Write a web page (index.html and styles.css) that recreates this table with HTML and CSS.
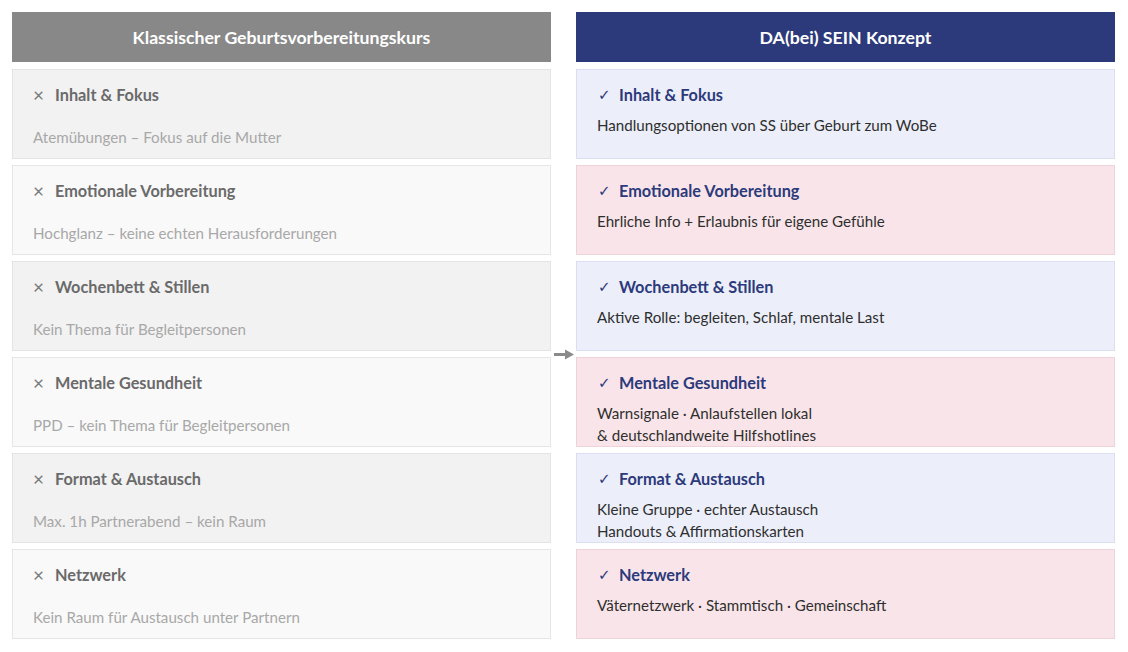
FILE: index.html
```html
<!DOCTYPE html>
<html lang="de">
<head>
<meta charset="utf-8">
<title>Vergleich</title>
<link rel="stylesheet" href="styles.css">
</head>
<body>
<div class="compare">
  <div class="head head-classic">Klassischer Geburtsvorbereitungskurs</div>
  <div class="head-spacer"></div>
  <div class="head head-sein">DA(bei) SEIN Konzept</div>

  <div class="col">
    <div class="card classic odd"><div class="title"><span class="mark x">×</span>Inhalt &amp; Fokus</div><div class="desc">Atemübungen – Fokus auf die Mutter</div></div>
    <div class="card classic even"><div class="title"><span class="mark x">×</span>Emotionale Vorbereitung</div><div class="desc">Hochglanz – keine echten Herausforderungen</div></div>
    <div class="card classic odd"><div class="title"><span class="mark x">×</span>Wochenbett &amp; Stillen</div><div class="desc">Kein Thema für Begleitpersonen</div></div>
    <div class="card classic even"><div class="title"><span class="mark x">×</span>Mentale Gesundheit</div><div class="desc">PPD – kein Thema für Begleitpersonen</div></div>
    <div class="card classic odd"><div class="title"><span class="mark x">×</span>Format &amp; Austausch</div><div class="desc">Max. 1h Partnerabend – kein Raum</div></div>
    <div class="card classic even"><div class="title"><span class="mark x">×</span>Netzwerk</div><div class="desc">Kein Raum für Austausch unter Partnern</div></div>
  </div>

  <div class="arrow">
    <svg width="20" height="11" viewBox="0 0 20 11"><path d="M0 5.5 H12" stroke="#8a8a8a" stroke-width="3"/><path d="M11 0.5 L20 5.5 L11 10.5 Z" fill="#8a8a8a"/></svg>
  </div>

  <div class="col">
    <div class="card sein blue"><div class="title"><span class="mark check">✓</span>Inhalt &amp; Fokus</div><div class="desc">Handlungsoptionen von SS über Geburt zum WoBe</div></div>
    <div class="card sein pink"><div class="title"><span class="mark check">✓</span>Emotionale Vorbereitung</div><div class="desc">Ehrliche Info + Erlaubnis für eigene Gefühle</div></div>
    <div class="card sein blue"><div class="title"><span class="mark check">✓</span>Wochenbett &amp; Stillen</div><div class="desc">Aktive Rolle: begleiten, Schlaf, mentale Last</div></div>
    <div class="card sein pink"><div class="title"><span class="mark check">✓</span>Mentale Gesundheit</div><div class="desc">Warnsignale · Anlaufstellen lokal<br>&amp; deutschlandweite Hilfshotlines</div></div>
    <div class="card sein blue"><div class="title"><span class="mark check">✓</span>Format &amp; Austausch</div><div class="desc">Kleine Gruppe · echter Austausch<br>Handouts &amp; Affirmationskarten</div></div>
    <div class="card sein pink"><div class="title"><span class="mark check">✓</span>Netzwerk</div><div class="desc">Väternetzwerk · Stammtisch · Gemeinschaft</div></div>
  </div>
</div>
</body>
</html>
```

FILE: styles.css
```css
* { box-sizing: border-box; }
html, body { margin: 0; padding: 0; background: #fff; }
body {
  font-family: Lato, "Open Sans", "Liberation Sans", sans-serif;
  padding: 12px 13px 12px 12px;
}
.compare {
  display: grid;
  grid-template-columns: 539px 25px 539px;
  grid-template-rows: 50px auto;
  row-gap: 7px;
}
.head {
  display: flex;
  align-items: center;
  justify-content: center;
  color: #fff;
  font-weight: 700;
  font-size: 17.7px;
}
.head-classic { background: #888888; }
.head-sein { background: #2c3a7b; }
.col {
  display: flex;
  flex-direction: column;
  gap: 6px;
}
.arrow {
  display: flex;
  align-items: center;
  justify-content: center;
  padding-left: 1px;
}
.arrow svg { display: block; }
.card {
  height: 90px;
  border: 1px solid;
  padding: 15px 20px 0 20px;
}
.title {
  font-size: 16.3px;
  font-weight: 700;
  line-height: 20px;
  display: flex;
  align-items: center;
}
.mark {
  display: inline-block;
  width: 22px;
  font-weight: 400;
}
.x { font-size: 19px; color: #7a7a7a; }
.check { font-size: 15px; color: #2c3a7b; font-family: "DejaVu Sans", sans-serif; padding-left: 1px; }
.desc {
  font-size: 15.15px;
  line-height: 22px;
}
.classic .title { color: #6a6a6a; }
.classic .desc { color: #a8a8a8; margin-top: 21px; }
.classic.odd { background: #f2f2f2; border-color: #e4e4e4; }
.classic.even { background: #f9f9f9; border-color: #e6e6e6; }
.sein .title { color: #2c3a7b; }
.sein .desc { color: #2e2e2e; margin-top: 9px; }
.sein.blue { background: #eceefa; border-color: #dcdff2; }
.sein.pink { background: #f9e5e9; border-color: #f0d3da; }
```
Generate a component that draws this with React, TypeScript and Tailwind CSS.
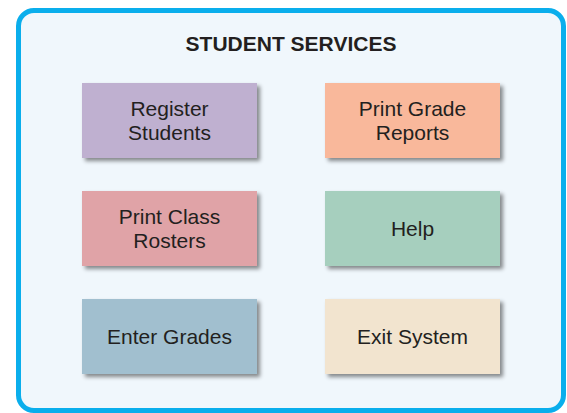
import React from "react";

const buttons: { label: string[]; bg: string }[] = [
  { label: ["Register", "Students"], bg: "bg-[#bfb0d0]" },
  { label: ["Print Grade", "Reports"], bg: "bg-[#f9b89b]" },
  { label: ["Print Class", "Rosters"], bg: "bg-[#e0a3a7]" },
  { label: ["Help"], bg: "bg-[#a6cfbe]" },
  { label: ["Enter Grades"], bg: "bg-[#a1bfcf]" },
  { label: ["Exit System"], bg: "bg-[#f2e4cf]" },
];

export default function App() {
  return (
    <div className="w-[567px] h-[413px] bg-white pt-2 pl-4" style={{ fontFamily: '"Liberation Sans", Arial, sans-serif' }}>
      <div className="w-[550px] h-[405px] rounded-[18px] border-[5px] border-[#0aaeec] bg-[#f0f7fc] flex flex-col items-center pt-[19px]">
        <div className="text-[21px] leading-[24px] font-bold text-[#231f20]">STUDENT SERVICES</div>
        <div className="mt-[27px] grid grid-cols-[175px_175px] auto-rows-[75px] gap-x-[68px] gap-y-[33px]">
          {buttons.map((b) => (
            <div
              key={b.label.join(" ")}
              className={`${b.bg} flex flex-col items-center justify-center text-[21px] leading-[24px] text-[#231f20] shadow-[3px_3px_4px_rgba(0,0,0,0.45)]`}
            >
              {b.label.map((l) => (
                <span key={l}>{l}</span>
              ))}
            </div>
          ))}
        </div>
      </div>
    </div>
  );
}
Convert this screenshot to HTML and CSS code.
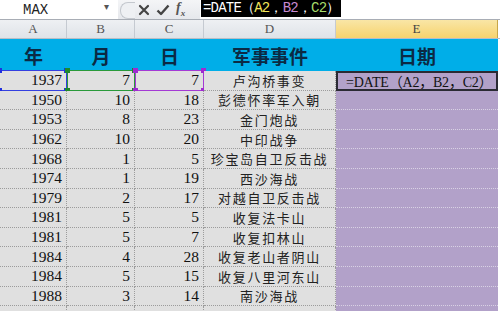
FILE: index.html
```html
<!DOCTYPE html>
<html>
<head>
<meta charset="utf-8">
<link rel="stylesheet" href="styles.css">
</head>
<body>
<div class="app">
  <div class="fbar">
    <div class="namebox"><span class="name">MAX</span><span class="caret">▾</span></div>
    <div class="fctrl">
      <span class="pill"></span>
      <svg class="ic" width="12" height="12" viewBox="0 0 12 12"><path d="M2 2 L10 10 M10 2 L2 10" stroke="#444" stroke-width="2.2" stroke-linecap="round"/></svg>
      <svg class="ic" width="14" height="12" viewBox="0 0 14 12"><path d="M1.5 6.5 L5 10 L12.5 1.5" stroke="#444" stroke-width="2.4" fill="none" stroke-linejoin="round"/></svg>
      <span class="fx">f<sub>x</sub></span>
    </div>
    <div class="finput"><span class="ftext">=DATE（<span class="ya">A2</span>，<span class="pb">B2</span>，<span class="gc">C2</span>）</span></div>
  </div>
  <div class="grid colhdr">
    <div class="ch">A</div><div class="ch">B</div><div class="ch">C</div><div class="ch">D</div><div class="ch chsel">E</div><div class="chx"></div>
  </div>
  <div class="grid hdr">
    <div class="h">年</div><div class="h">月</div><div class="h">日</div><div class="h">军事事件</div><div class="h">日期</div><div class="hx"></div>
  </div>
  <div class="grid row">
    <div class="c n">1937<span class="sel sb"><i class="k tl"></i><i class="k tr"></i><i class="k bl"></i><i class="k br"></i></span></div>
    <div class="c n">7<span class="sel sg"><i class="k tl"></i><i class="k tr"></i><i class="k bl"></i><i class="k br"></i></span></div>
    <div class="c n">7<span class="sel sp"><i class="k tl"></i><i class="k tr"></i><i class="k bl"></i><i class="k br"></i></span></div>
    <div class="c t">卢沟桥事变</div>
    <div class="e act">=DATE（A2，B2，C2）</div><div class="x"></div>
  </div>
  <div class="grid row"><div class="c n">1950</div><div class="c n">10</div><div class="c n">18</div><div class="c t">彭德怀率军入朝</div><div class="e"></div><div class="x"></div></div>
  <div class="grid row"><div class="c n">1953</div><div class="c n">8</div><div class="c n">23</div><div class="c t">金门炮战</div><div class="e"></div><div class="x"></div></div>
  <div class="grid row"><div class="c n">1962</div><div class="c n">10</div><div class="c n">20</div><div class="c t">中印战争</div><div class="e"></div><div class="x"></div></div>
  <div class="grid row"><div class="c n">1968</div><div class="c n">1</div><div class="c n">5</div><div class="c t">珍宝岛自卫反击战</div><div class="e"></div><div class="x"></div></div>
  <div class="grid row"><div class="c n">1974</div><div class="c n">1</div><div class="c n">19</div><div class="c t">西沙海战</div><div class="e"></div><div class="x"></div></div>
  <div class="grid row"><div class="c n">1979</div><div class="c n">2</div><div class="c n">17</div><div class="c t">对越自卫反击战</div><div class="e"></div><div class="x"></div></div>
  <div class="grid row"><div class="c n">1981</div><div class="c n">5</div><div class="c n">5</div><div class="c t">收复法卡山</div><div class="e"></div><div class="x"></div></div>
  <div class="grid row"><div class="c n">1981</div><div class="c n">5</div><div class="c n">7</div><div class="c t">收复扣林山</div><div class="e"></div><div class="x"></div></div>
  <div class="grid row"><div class="c n">1984</div><div class="c n">4</div><div class="c n">28</div><div class="c t">收复老山者阴山</div><div class="e"></div><div class="x"></div></div>
  <div class="grid row"><div class="c n">1984</div><div class="c n">5</div><div class="c n">15</div><div class="c t">收复八里河东山</div><div class="e"></div><div class="x"></div></div>
  <div class="grid row"><div class="c n">1988</div><div class="c n">3</div><div class="c n">14</div><div class="c t">南沙海战</div><div class="e"></div><div class="x"></div></div>
  <div class="grid row"><div class="c n"></div><div class="c n"></div><div class="c n"></div><div class="c t"></div><div class="e"></div><div class="x"></div></div>
</div>
</body>
</html>
```
FILE: styles.css
```css
html, body { margin: 0; padding: 0; background: #fff; }
.app { width: 500px; height: 311px; overflow: hidden; font-family: "Liberation Serif", serif; }

.fbar { display: flex; height: 19px; border-bottom: 1px solid #a8adb5; background: #fff; }
.namebox { width: 118px; display: flex; align-items: center; position: relative; }
.name { font-family: "Liberation Mono", monospace; font-size: 14px; color: #222; margin-left: 23px; transform: scaleY(1.1); }
.caret { position: absolute; left: 104px; top: 1px; font-size: 10px; color: #555; }
.fctrl { width: 82px; display: flex; align-items: center; gap: 6px; background: linear-gradient(#f4f5f7, #e6e8ec); position: relative; padding-left: 20px; box-sizing: border-box; }
.pill { position: absolute; left: 2px; top: 2px; width: 14px; height: 15px; border-radius: 8px 0 0 8px; border: 1px solid #c4c8ce; border-right: none; background: #eef0f3; }
.ic { display: block; }
.fx { font-family: "Liberation Serif", serif; font-style: italic; font-weight: bold; font-size: 14px; color: #555; line-height: 1; }
.fx sub { font-size: 9px; }
.finput { flex: 1; display: flex; align-items: flex-start; padding-left: 1px; }
.ftext { background: #000; color: #fff; font-family: "Liberation Mono", monospace; font-size: 14px; height: 17px; line-height: 17px; padding: 0 2px; letter-spacing: -0.8px; white-space: nowrap; }
.ya { color: #f1e65a; }
.pb { color: #c88ad0; }
.gc { color: #a6dc6a; }

.grid { display: grid; grid-template-columns: 67px 68px 69px 132px 162px 2px; grid-template-rows: 100%; }
.grid > div { min-width: 0; min-height: 0; }
.colhdr { height: 18px; background: linear-gradient(#eef0f3, #dfe3e8); border-bottom: 1px solid #b9bec6; }
.ch { display: flex; align-items: center; justify-content: center; font-size: 13px; color: #555; border-right: 1px solid #c5cad1; }
.chsel { background: linear-gradient(#f9e6a6, #f7d36e); color: #444; border-right: 1px solid #c8a648; }
.chx { background: #fff; }

.hdr { height: 32px; background: #00aee8; }
.h { display: flex; align-items: center; justify-content: center; font-family: "Noto Sans CJK SC", sans-serif; font-weight: bold; font-size: 19px; color: #0b2a44; }
.hx { background: #fff; }

.row { height: 19.6px; }
.c { position: relative; background: #e0e0e0; border-right: 1px dotted #9c9c9c; border-bottom: 1px dotted #9c9c9c; box-sizing: border-box; display: flex; align-items: center; font-size: 15.5px; color: #111; white-space: nowrap; }
.n { justify-content: flex-end; padding-right: 4px; }
.t { justify-content: center; font-family: "Noto Sans CJK SC", sans-serif; font-size: 13px; letter-spacing: 1.7px; color: #222; overflow: hidden; }
.e { background: #b2a1c9; border-bottom: 1px dotted #d9d2e4; box-sizing: border-box; display: flex; align-items: center; white-space: nowrap; overflow: hidden; }
.act { border: 2px solid #2a2a33; padding-left: 8px; font-size: 14px; letter-spacing: -0.2px; color: #111; font-family: "Liberation Serif", "Noto Sans CJK SC", serif; }
.x { background: #fff; }

.sel { position: absolute; left: -1px; top: -1px; right: -1px; bottom: -1px; border: 1.5px solid; }
.sb { border-color: #3440e0; }
.sg { border-color: #2a9a3a; left: 0; }
.sp { border-color: #a43ad4; left: 0; }
.k { position: absolute; width: 5px; height: 5px; }
.sb .k { background: #2030e0; }
.sg .k { background: #1f8a2a; }
.sp .k { background: #a02ad0; }
.tl { left: -3px; top: -3px; }
.tr { right: -3px; top: -3px; }
.bl { left: -3px; bottom: -3px; }
.br { right: -3px; bottom: -3px; }
```
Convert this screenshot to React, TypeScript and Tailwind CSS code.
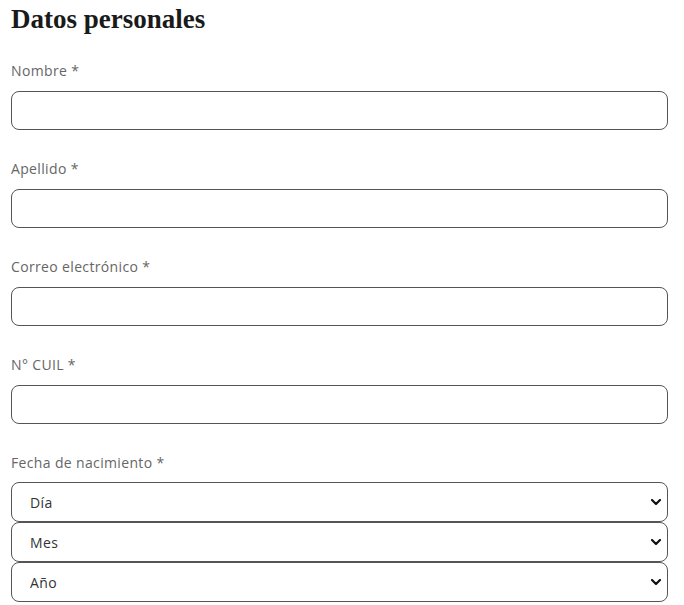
import React from 'react';

const fields: string[] = ['Nombre', 'Apellido', 'Correo electrónico', 'N° CUIL'];
const dateParts: string[] = ['Día', 'Mes', 'Año'];

const Chevron = () => (
  <svg
    viewBox="0 0 10 6"
    className="pointer-events-none absolute right-[7px] top-1/2 h-[6px] w-[10px] -translate-y-1/2"
  >
    <path
      d="M1 1l4 4 4-4"
      fill="none"
      stroke="#111"
      strokeWidth="2.2"
      strokeLinecap="round"
      strokeLinejoin="round"
    />
  </svg>
);

const FieldLabel = ({ text }: { text: string }) => (
  <label className="block h-5 text-[14px] leading-5 tracking-[0.35px] text-[#666]">
    {text} *
  </label>
);

const App = () => {
  return (
    <div
      className="min-h-screen bg-white pl-[11px] pr-[16px] pt-[3px]"
      style={{ fontFamily: '"Open Sans", "Liberation Sans", sans-serif' }}
    >
      <h2
        className="mb-[26px] text-[27px] font-bold leading-8 text-[#1a1a1a]"
        style={{ fontFamily: '"Liberation Serif", "DejaVu Serif", serif' }}
      >
        Datos personales
      </h2>

      {fields.map((field) => (
        <div key={field} className="mb-[29px]">
          <FieldLabel text={field} />
          <input
            type="text"
            className="mt-[10px] block h-[39px] w-full rounded-lg border border-[#555] bg-white px-4 text-[14px] outline-none"
          />
        </div>
      ))}

      <div>
        <FieldLabel text="Fecha de nacimiento" />
        <div className="mt-[9px] flex flex-col">
          {dateParts.map((part) => (
            <div key={part} className="relative">
              <select className="block h-[40px] w-full appearance-none rounded-lg border border-[#555] bg-white pl-[18px] text-[14px] tracking-[0.35px] text-[#333] outline-none">
                <option>{part}</option>
              </select>
              <Chevron />
            </div>
          ))}
        </div>
      </div>
    </div>
  );
};

export default App;
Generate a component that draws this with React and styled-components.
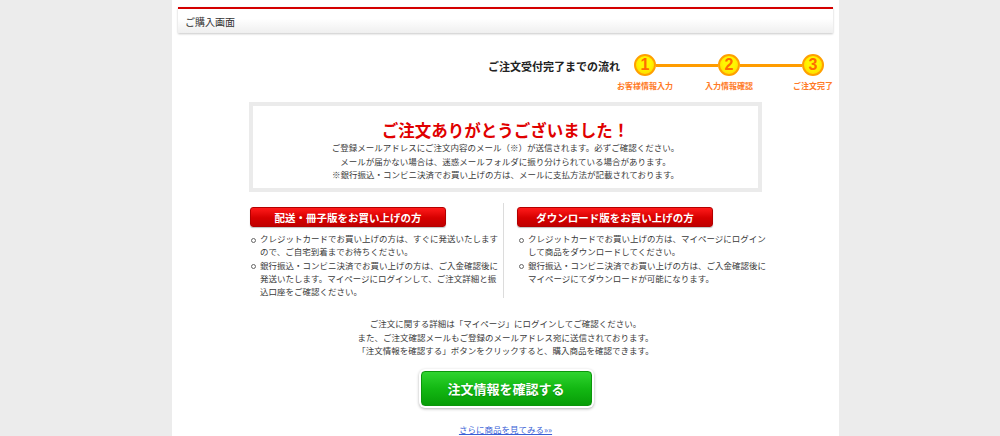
import React from "react";
import styled, { createGlobalStyle } from "styled-components";

const GlobalStyle = createGlobalStyle`
  body {
    margin: 0;
    background: #ececec;
    font-family: "Noto Sans CJK JP", "Noto Sans", sans-serif;
    color: #333;
  }
`;

const steps = ["お客様情報入力", "入力情報確認", "ご注文完了"];

const App = () => {
  return (
    <>
      <GlobalStyle />
      <PAGE>
        <HEADER>ご購入画面</HEADER>
        <FLOW>
          <FLOW_TITLE>ご注文受付完了までの流れ</FLOW_TITLE>
          <STEPS>
            {steps.map((label, i) => (
              <React.Fragment key={label}>
                {i > 0 && <CONNECTOR />}
                <STEP>
                  <CIRCLE>{i + 1}</CIRCLE>
                  <STEP_LABEL>{label}</STEP_LABEL>
                </STEP>
              </React.Fragment>
            ))}
          </STEPS>
        </FLOW>
        <THANKS>
          <THANKS_TITLE>ご注文ありがとうございました！</THANKS_TITLE>
          <p>
            ご登録メールアドレスにご注文内容のメール（※）が送信されます。必ずご確認ください。
            <br />
            メールが届かない場合は、迷惑メールフォルダに振り分けられている場合があります。
            <br />
            ※銀行振込・コンビニ決済でお買い上げの方は、メールに支払方法が記載されております。
          </p>
        </THANKS>
        <COLUMNS>
          <COLUMN>
            <RED_LABEL>配送・冊子版をお買い上げの方</RED_LABEL>
            <LIST $indent={1}>
              <li>
                <span>
                  クレジットカードでお買い上げの方は、すぐに発送いたします
                  <br />
                  ので、ご自宅到着までお待ちください。
                </span>
              </li>
              <li>
                <span>
                  銀行振込・コンビニ決済でお買い上げの方は、ご入金確認後に
                  <br />
                  発送いたします。マイページにログインして、ご注文詳細と振
                  <br />
                  込口座をご確認ください。
                </span>
              </li>
            </LIST>
          </COLUMN>
          <COLUMN $divided>
            <RED_LABEL>ダウンロード版をお買い上げの方</RED_LABEL>
            <LIST $indent={2}>
              <li>
                <span>
                  クレジットカードでお買い上げの方は、マイページにログイン
                  <br />
                  して商品をダウンロードしてください。
                </span>
              </li>
              <li>
                <span>
                  銀行振込・コンビニ決済でお買い上げの方は、ご入金確認後に
                  <br />
                  マイページにてダウンロードが可能になります。
                </span>
              </li>
            </LIST>
          </COLUMN>
        </COLUMNS>
        <NOTE>
          ご注文に関する詳細は「マイページ」にログインしてご確認ください。
          <br />
          また、ご注文確認メールもご登録のメールアドレス宛に送信されております。
          <br />
          「注文情報を確認する」ボタンをクリックすると、購入商品を確認できます。
        </NOTE>
        <GREEN_BUTTON type="button">注文情報を確認する</GREEN_BUTTON>
        <MORE_LINK href="#">さらに商品を見てみる»»</MORE_LINK>
      </PAGE>
    </>
  );
};

export default App;

const PAGE = styled.div`
  width: 667px;
  margin-left: 172px;
  min-height: 436px;
  box-sizing: border-box;
  padding-top: 7px;
  background: #fff;
  display: flex;
  flex-direction: column;
  align-items: center;
`;
const HEADER = styled.div`
  align-self: stretch;
  margin: 0 6px;
  height: 24px;
  border-top: 2px solid #d40000;
  background: linear-gradient(#ffffff 40%, #efefef);
  box-shadow: 0 1px 2px rgba(0, 0, 0, 0.22);
  padding-left: 7px;
  display: flex;
  align-items: center;
  font-size: 10px;
  color: #333;
`;
const FLOW = styled.div`
  align-self: stretch;
  display: flex;
  justify-content: flex-end;
  align-items: flex-start;
  margin-top: 21px;
  padding-right: 15px;
`;
const FLOW_TITLE = styled.div`
  font-size: 11px;
  font-weight: bold;
  line-height: 24px;
  color: #222;
  margin-right: 14px;
`;
const STEPS = styled.div`
  display: flex;
  align-items: flex-start;
`;
const STEP = styled.div`
  width: 22px;
  display: flex;
  flex-direction: column;
  align-items: center;
`;
const CONNECTOR = styled.div`
  width: 62px;
  height: 3px;
  margin-top: 9.5px;
  background: #ff9c00;
`;
const CIRCLE = styled.div`
  width: 22px;
  height: 22px;
  box-sizing: border-box;
  border-radius: 50%;
  border: 2px solid #ffa000;
  background: radial-gradient(circle at 50% 40%, #fff600 40%, #ffd000);
  display: flex;
  align-items: center;
  justify-content: center;
  font-family: "Liberation Sans", Arial, sans-serif;
  font-weight: bold;
  font-size: 16px;
  color: #ff6c00;
`;
const STEP_LABEL = styled.div`
  margin-top: 5px;
  font-size: 8px;
  line-height: 10px;
  font-weight: bold;
  color: #ff7a26;
  white-space: nowrap;
`;
const THANKS = styled.div`
  width: 513px;
  box-sizing: border-box;
  margin-top: 11px;
  border: 4px solid #ebebeb;
  padding: 13px 0 6.5px;
  text-align: center;
  p {
    margin: 0;
    font-size: 8.5px;
    line-height: 13.5px;
    color: #3a3a3a;
  }
`;
const THANKS_TITLE = styled.h2`
  margin: 0;
  font-size: 16.5px;
  line-height: 22px;
  font-weight: bold;
  color: #e00000;
`;
const COLUMNS = styled.div`
  width: 513px;
  margin-top: 11px;
  display: grid;
  grid-template-columns: 254px 1fr;
`;
const COLUMN = styled.div`
  padding: 4px 0 0 ${(props) => (props.$divided ? "13px" : "1px")};
  border-left: ${(props) => (props.$divided ? "1px solid #dcdcdc" : "none")};
`;
const RED_LABEL = styled.div`
  width: 196px;
  height: 20px;
  box-sizing: border-box;
  border-radius: 3px;
  border: 1px solid #b30000;
  background: linear-gradient(#ff1a1a, #d60000 55%, #c00000);
  box-shadow: 0 1px 1px rgba(0, 0, 0, 0.25);
  display: flex;
  align-items: center;
  justify-content: center;
  color: #fff;
  font-size: 10.5px;
  font-weight: bold;
`;
const LIST = styled.ul`
  list-style: none;
  margin: 5px 0 0;
  padding: 0 0 0 ${(props) => props.$indent}px;
  li {
    display: flex;
    font-size: 8.5px;
    line-height: 13.3px;
    color: #3a3a3a;
    white-space: nowrap;
  }
  li::before {
    content: "";
    flex: none;
    width: 3px;
    height: 3px;
    margin: 5.5px 4px 0 0;
    border: 1px solid #666;
    border-radius: 50%;
  }
`;
const NOTE = styled.p`
  margin: 19px 0 0;
  text-align: center;
  font-size: 8.5px;
  line-height: 13.5px;
  color: #3a3a3a;
`;
const GREEN_BUTTON = styled.button`
  margin-top: 13px;
  margin-left: 1px;
  width: 171px;
  height: 35px;
  border-radius: 4px;
  border: 1px solid #0b960b;
  background: linear-gradient(#2fd42f, #13b813 50%, #079d07);
  box-shadow: 0 0 0 2px #fff, 0 1px 3px 2px rgba(0, 0, 0, 0.3);
  color: #fff;
  font-family: "Noto Sans CJK JP", sans-serif;
  font-size: 13px;
  font-weight: bold;
  text-shadow: 0 1px 1px rgba(0, 0, 0, 0.2);
  cursor: pointer;
`;
const MORE_LINK = styled.a`
  margin-top: 17px;
  font-size: 8.5px;
  line-height: 12px;
  color: #3a5fd6;
  text-decoration: underline;
`;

───

## What to produce
Pick out and copy the lines of the entries that hold the string "this".

## Full answer
Write a web page (index.html and styles.css) that recreates this table with HTML and CSS.
Generate a component that draws this with React, TypeScript and Tailwind CSS.
Convert this screenshot to HTML and CSS code.
Convert this screenshot to React, TypeScript and Tailwind CSS code.
Generate a component that draws this with React and styled-components.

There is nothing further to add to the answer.